A film adaptation of a play, if it’s done right, often becomes the permanent version of that play. It lasts longer and is seen by more people than any theatrical production. With Fences, do you feel a special sense of responsibility to set down something definitive about this work? You can’t go into any performance with that kind of weight on your shoulders. You cannot predict what audiences are gonna take from it. You just can’t. If you do, then you’re gonna screw it up. The only thing that you can do is to have a spirit of excellence walking into any work. You don’t want to walk into anything half-assed. You want to walk into it with the full and complete understanding of the human being that you’re portraying. That’s what you want to do.

But I do feel a sense of responsibility in my performance as a black woman. You know, years ago, I saw a production of Fences with a great actress playing Rose. But when Rose came on in this production, she was just mad from the very beginning. Just mad. She played the whole part the way Rose does that famous monologue. She was that way from the beginning.

Now, you used that word “smoldering” to describe my performance. And I think that that speech is probably smoldering deep down in Rose. That speech is smoldering in any person who has been married for more than a minute. If you have been through a marriage, you have been through moments where you’ve had to agree to disagree. Where you’ve made huge amounts of sacrifices. What I really wanted to portray is a marriage that’s working. And it’s not perfect, but if those burdens [of Troy’s infidelity and his confrontation with Cory] had never happened, they would still be together and it would be working. That’s what I wanted to show. So that when the loss happens, you feel the loss. I felt like, if you play you’re angry from the very beginning and throwing down the vegetables and being pissed off at Troy, then the breakdown of the marriage still happens, but you’ve never seen the train leave the station.

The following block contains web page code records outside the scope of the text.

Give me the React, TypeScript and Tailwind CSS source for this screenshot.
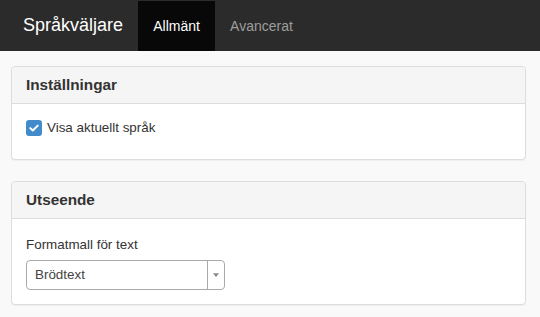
import React from 'react';

function Panel({ title, children }: { title: string; children: React.ReactNode }) {
  return (
    <div className="w-[515px] bg-white border border-[#dddddd] rounded-[4px] shadow-[0_1px_1px_rgba(0,0,0,0.05)]">
      <div className="bg-[#f5f5f5] border-b border-[#dddddd] rounded-t-[4px] px-[14px] h-[37px] flex items-center">
        <h3 className="text-[15.3px] font-bold text-[#333333]">{title}</h3>
      </div>
      <div className="px-[14px]">{children}</div>
    </div>
  );
}

export default function App() {
  return (
    <div className="min-h-[317px] bg-[#f9f9f9] font-['Liberation_Sans',Arial,sans-serif] text-[13.4px] text-[#333333]">
      {/* Navbar */}
      <nav className="bg-[#2b2b2b] h-[51px] flex items-stretch">
        <a href="#" className="text-white text-[18px] pl-[23px] pr-[15px] flex items-center">Språkväljare</a>
        <ul className="flex items-stretch pt-[1px]">
          <li className="bg-[#080808] w-[77px] flex items-center justify-center text-white text-[14px]">Allmänt</li>
          <li className="px-[15px] flex items-center text-[#9d9d9d] text-[14px]">Avancerat</li>
        </ul>
      </nav>

      <div className="pl-[11px] pt-[15px] flex flex-col gap-[21px]">
        <Panel title="Inställningar">
          <label className="flex items-center gap-[5px] h-[20px] mt-[14px] mb-[21px]">
            <span className="w-[16px] h-[16px] rounded-[3px] bg-[#428bca] flex items-center justify-center">
              <svg viewBox="0 0 16 16" className="w-[12px] h-[12px]">
                <path d="M3 8.2 L6.4 11.4 L13 4.8" fill="none" stroke="white" strokeWidth="2.6" strokeLinecap="round" strokeLinejoin="round" />
              </svg>
            </span>
            <span>Visa aktuellt språk</span>
          </label>
        </Panel>

        <Panel title="Utseende">
          <div className="pt-[16px] pb-[14px]">
            <div className="h-[20px] leading-[20px] mb-[5px]">Formatmall för text</div>
            <div className="w-[199px] h-[30px] border border-[#aaaaaa] rounded-[4px] bg-white flex items-stretch">
              <span className="flex-1 flex items-center pl-[8px] text-[#444444]">Brödtext</span>
              <span className="w-[17px] border-l border-[#aaaaaa] flex items-center justify-center">
                <svg viewBox="0 0 8 5" className="w-[6px] h-[4px]">
                  <path d="M0 0 H8 L4 5 Z" fill="#888888" />
                </svg>
              </span>
            </div>
          </div>
        </Panel>
      </div>
    </div>
  );
}
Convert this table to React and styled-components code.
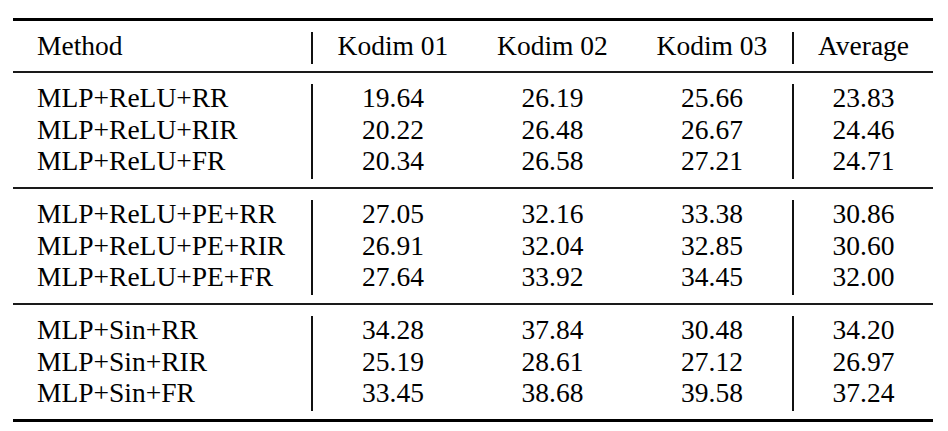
import React from 'react';
import styled, { createGlobalStyle } from 'styled-components';

const GlobalStyle = createGlobalStyle`
  html, body {
    margin: 0;
    padding: 0;
    background: #fff;
  }
  body {
    font-family: Tinos, 'Liberation Serif', 'Times New Roman', serif;
    color: #000;
  }
`;

const Page = styled.div`
  width: 948px;
  height: 431px;
  padding-top: 18px;
  box-sizing: border-box;
`;

const Table = styled.div`
  margin-left: 13px;
  width: 920px;
`;

const Rule = styled.div`
  height: ${(p) => (p.$thick ? '3px' : '2px')};
  background: ${(p) => (p.$thick ? '#000' : '#1a1a1a')};
`;

const Group = styled.div`
  display: grid;
  grid-template-columns: 300px 160px 159px 160px 141px;
  grid-auto-rows: ${(p) => (p.$header ? '32px' : '31.67px')};
  padding: 11px 0 ${(p) => (p.$header ? '7px' : '8px')};
`;

const Cell = styled.div`
  box-sizing: border-box;
  font-family: Tinos, 'Liberation Serif', 'Times New Roman', serif;
  font-size: 27.5px;
  line-height: 27.67px;
  padding-bottom: 4px;
  display: flex;
  align-items: flex-end;
  justify-content: ${(p) => (p.$left ? 'flex-start' : 'center')};
  padding-left: ${(p) => (p.$left ? '24px' : '0')};
  border-right: ${(p) => (p.$sepRight ? '2px solid #111' : 'none')};
  border-left: ${(p) => (p.$sepLeft ? '2px solid #111' : 'none')};
  white-space: nowrap;
`;

const header = ['Method', 'Kodim 01', 'Kodim 02', 'Kodim 03', 'Average'];

const groups = [
  [
    ['MLP+ReLU+RR', '19.64', '26.19', '25.66', '23.83'],
    ['MLP+ReLU+RIR', '20.22', '26.48', '26.67', '24.46'],
    ['MLP+ReLU+FR', '20.34', '26.58', '27.21', '24.71'],
  ],
  [
    ['MLP+ReLU+PE+RR', '27.05', '32.16', '33.38', '30.86'],
    ['MLP+ReLU+PE+RIR', '26.91', '32.04', '32.85', '30.60'],
    ['MLP+ReLU+PE+FR', '27.64', '33.92', '34.45', '32.00'],
  ],
  [
    ['MLP+Sin+RR', '34.28', '37.84', '30.48', '34.20'],
    ['MLP+Sin+RIR', '25.19', '28.61', '27.12', '26.97'],
    ['MLP+Sin+FR', '33.45', '38.68', '39.58', '37.24'],
  ],
];

const Row = ({ values }) =>
  values.map((v, i) => (
    <Cell key={i} $left={i === 0} $sepRight={i === 0} $sepLeft={i === 4}>
      {v}
    </Cell>
  ));

const App = () => (
  <>
    <GlobalStyle />
    <Page>
      <Table>
        <Rule $thick />
        <Group $header>
          <Row values={header} />
        </Group>
        {groups.map((rows, g) => (
          <React.Fragment key={g}>
            <Rule />
            <Group>
              {rows.map((r, i) => (
                <Row key={i} values={r} />
              ))}
            </Group>
          </React.Fragment>
        ))}
        <Rule $thick />
      </Table>
    </Page>
  </>
);

export default App;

There’s no sense of loss. There’s no sense of the fall, which is the true indicator of a tragedy. People have to have a great fall and a tragedy. That was the only thing I felt strongly about.

Working with Denzel Washington, as director and actor?

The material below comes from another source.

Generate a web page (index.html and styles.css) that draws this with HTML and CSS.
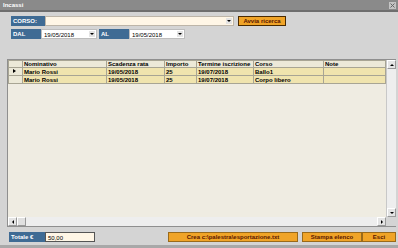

VD: Back in the day, they told you that in acting, you imitate life. And Denzel is a great observer of life. He’s got a true indicator of what’s not honest. He knows what to say to unlock what is honest within you. And he’s a great lover of simplicity, in the same way Lloyd Richards was and Israel Hicks was, that any great director has to be.
Denzel was especially instrumental in my really getting that final scene between Rose and Cory. When we were working on it, Denzel was like, “You know, Viola, let’s try something. Just slap him.” I said, “Excuse me?” He said, “Do the scene. When Cory says, ‘I’m not coming to daddy’s funeral,’ slap him. Slap the piss out of him.”  I said, “Okay.” So I slapped him, and then Cory said, “But mommy, I… You know, I…, You know, Daddy was always…” And I’m answering, “I don’t, I don’t wanna hear that. I don’t wanna hear that. I don’t wanna hear it. I don’t wanna hear it.” And all of a sudden, it unlocks something. And then the next thing Denzel said is, “It’s not a monologue. You’re doing this for Cory. Whatever else happens, let it happen, but really, it’s not about you. It’s about him.” And then I got it. And that’s all it takes for an actor to unlock something. A well-positioned phrase can unlock everything for an actor.

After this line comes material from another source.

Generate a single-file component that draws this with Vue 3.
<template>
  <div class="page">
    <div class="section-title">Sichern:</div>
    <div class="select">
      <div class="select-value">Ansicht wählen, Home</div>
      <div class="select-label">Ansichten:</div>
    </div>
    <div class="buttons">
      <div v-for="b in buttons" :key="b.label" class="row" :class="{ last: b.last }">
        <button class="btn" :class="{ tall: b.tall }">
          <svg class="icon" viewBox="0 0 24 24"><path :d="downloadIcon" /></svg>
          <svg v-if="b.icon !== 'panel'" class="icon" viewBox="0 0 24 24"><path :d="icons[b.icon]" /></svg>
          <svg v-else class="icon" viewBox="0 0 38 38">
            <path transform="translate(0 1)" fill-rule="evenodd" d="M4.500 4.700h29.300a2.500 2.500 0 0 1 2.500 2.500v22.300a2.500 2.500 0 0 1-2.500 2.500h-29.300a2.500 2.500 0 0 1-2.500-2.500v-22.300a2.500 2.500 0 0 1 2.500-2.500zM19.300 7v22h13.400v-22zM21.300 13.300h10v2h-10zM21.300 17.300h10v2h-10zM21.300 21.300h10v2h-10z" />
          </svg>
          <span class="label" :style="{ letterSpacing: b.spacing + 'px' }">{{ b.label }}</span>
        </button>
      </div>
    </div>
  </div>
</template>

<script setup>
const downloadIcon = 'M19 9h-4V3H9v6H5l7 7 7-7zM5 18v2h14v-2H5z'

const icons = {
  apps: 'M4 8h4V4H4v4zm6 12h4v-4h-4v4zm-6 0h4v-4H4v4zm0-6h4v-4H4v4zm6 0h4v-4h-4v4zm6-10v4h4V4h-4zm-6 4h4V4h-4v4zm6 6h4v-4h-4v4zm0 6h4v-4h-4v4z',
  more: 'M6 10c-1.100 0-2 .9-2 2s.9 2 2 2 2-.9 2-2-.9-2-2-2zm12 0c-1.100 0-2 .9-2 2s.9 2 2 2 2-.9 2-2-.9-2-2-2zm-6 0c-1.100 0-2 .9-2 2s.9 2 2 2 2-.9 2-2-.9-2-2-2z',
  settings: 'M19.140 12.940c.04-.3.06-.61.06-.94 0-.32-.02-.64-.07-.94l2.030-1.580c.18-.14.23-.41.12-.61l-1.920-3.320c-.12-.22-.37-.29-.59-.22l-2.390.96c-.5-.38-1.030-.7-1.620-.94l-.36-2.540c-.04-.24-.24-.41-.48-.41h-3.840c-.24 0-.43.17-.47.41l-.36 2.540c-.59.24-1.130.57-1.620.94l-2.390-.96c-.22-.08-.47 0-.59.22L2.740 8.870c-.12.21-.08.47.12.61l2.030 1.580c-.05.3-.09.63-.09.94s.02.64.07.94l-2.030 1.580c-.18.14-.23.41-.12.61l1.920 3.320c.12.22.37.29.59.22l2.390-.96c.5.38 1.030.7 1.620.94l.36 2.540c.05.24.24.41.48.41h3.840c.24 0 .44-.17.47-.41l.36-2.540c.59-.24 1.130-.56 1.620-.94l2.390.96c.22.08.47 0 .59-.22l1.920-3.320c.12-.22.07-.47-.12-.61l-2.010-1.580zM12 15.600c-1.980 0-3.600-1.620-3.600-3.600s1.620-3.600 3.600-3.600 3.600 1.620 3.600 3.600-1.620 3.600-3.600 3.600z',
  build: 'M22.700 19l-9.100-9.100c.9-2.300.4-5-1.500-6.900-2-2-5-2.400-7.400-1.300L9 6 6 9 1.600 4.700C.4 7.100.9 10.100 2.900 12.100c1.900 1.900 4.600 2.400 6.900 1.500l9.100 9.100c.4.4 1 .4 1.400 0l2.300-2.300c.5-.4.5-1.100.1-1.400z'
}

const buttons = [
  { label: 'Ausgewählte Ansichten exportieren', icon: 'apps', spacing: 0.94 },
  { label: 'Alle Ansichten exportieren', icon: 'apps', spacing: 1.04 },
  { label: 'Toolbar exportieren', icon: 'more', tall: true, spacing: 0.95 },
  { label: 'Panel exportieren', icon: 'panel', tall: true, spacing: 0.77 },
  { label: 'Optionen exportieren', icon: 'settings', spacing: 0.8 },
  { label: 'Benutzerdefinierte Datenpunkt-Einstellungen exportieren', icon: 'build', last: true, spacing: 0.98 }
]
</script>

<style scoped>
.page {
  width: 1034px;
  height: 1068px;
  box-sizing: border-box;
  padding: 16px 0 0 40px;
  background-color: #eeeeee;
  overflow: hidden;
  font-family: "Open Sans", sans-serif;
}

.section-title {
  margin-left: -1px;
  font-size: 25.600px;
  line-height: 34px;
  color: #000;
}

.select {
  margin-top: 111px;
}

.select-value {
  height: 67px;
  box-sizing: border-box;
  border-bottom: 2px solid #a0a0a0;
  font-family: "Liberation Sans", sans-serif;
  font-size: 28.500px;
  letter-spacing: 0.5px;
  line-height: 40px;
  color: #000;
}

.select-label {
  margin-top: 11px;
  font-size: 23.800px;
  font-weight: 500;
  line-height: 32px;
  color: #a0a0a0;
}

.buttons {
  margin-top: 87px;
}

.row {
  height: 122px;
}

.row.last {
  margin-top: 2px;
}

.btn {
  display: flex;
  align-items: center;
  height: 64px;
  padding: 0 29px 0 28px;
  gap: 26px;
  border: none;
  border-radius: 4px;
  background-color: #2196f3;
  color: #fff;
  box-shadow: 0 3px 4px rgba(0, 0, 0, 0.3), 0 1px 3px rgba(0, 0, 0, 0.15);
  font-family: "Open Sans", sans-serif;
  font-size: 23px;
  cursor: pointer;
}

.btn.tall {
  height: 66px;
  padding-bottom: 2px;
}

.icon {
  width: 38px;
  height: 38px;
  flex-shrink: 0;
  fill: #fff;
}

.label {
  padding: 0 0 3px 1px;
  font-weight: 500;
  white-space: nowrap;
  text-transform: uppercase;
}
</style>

American Century Cycle–meaning to artists and to the country 

VD: I think people have a perception of African-Americans and African-American life and what our voices are and the extent of our voices. What this cycle of plays does is exactly what Vera says in Seven Guitars. It’s walking into the lives of the audience and the participants and saying, “I got something to say.” You know? “We existed. We’re here and let me tell you our story. You got a story? Hey, I got a story, too.” The cycle introduces African-American life, history, pathology into the national narrative. That’s what it does.
What does August Wilson’s body of work mean to African-American performing artists? I remember once having a conversation with a friend about what’s more important, forgiveness or permission? And I said it’s permission. And I think that’s it. When you have a goal and a vision as an African-American artist, if you don’t have a physical manifestation of what your dreams and desires are in front of you, then you’re not being given permission. It’s like what Cicely Tyson did for me in The Autobiography of Miss Jane Pittman. It made me feel like whatever was in me wasn’t just a fluke. Instead of it being suppressed in my spirit, it’s kind of like what Floyd says in Seven Guitars—it bursts into the air and means something to  someone. That’s what August Wilson’s legacy has done. It’s given other African American artists permission to embrace their voices.

Shooting the film in the Hill District of Pittsburgh?

The Hill District is where August was born and raised and it becomes another character in almost all the plays in the cycle, and definitely in this film. The history of the Hill District, the look of the Hill District, the people, the smells—all of that informs the narrative. I kind of see the Hill District probably the same way Woody Allen sees New York. I see it informing the dreams, the hopes, the tight spaces, the way the houses are shaped, the way the streets are narrow.

When we were shooting there, the people felt very protective of Fences. We had a guy who lived in the house that we shot in and he would come up the stairs to the porch every single day with a cup of coffee and he would say, “How you doing today? Oh, boy, you guys are doing an awfully doing good job.” August never cut off his ties with the Hill.  August has been very faithful to black people. Very dignified and very respectful to us. In a way that not all narratives have been. With other writers, sometimes whatever has been very honest in us has been puffed up to buffoonery. Or has been weighed down by pain and downtrodden-ness. But August gives that experience a joy, a buoyancy, as well as a tragedy. He gives it a complexity that I feel honors it in absolutely the right way.

Music in August Wilson’s Plays?

VD: I know people talk about his musicality all the time. His musicality for me is just how we speak. Listen, I felt from the very beginning, from the very first moment I auditioned for Lloyd Richards for the role of Vera, that August’s words just spilled out of my mouth. It’s familiar because it’s me. It’s my mom. It’s my father. And it was more of a release than it was anything that was studied. There were phrases that will stay with me for the rest of my life. This poetry will stay with me for the rest of my life. It’s absolutely been tattooed in my memory of him.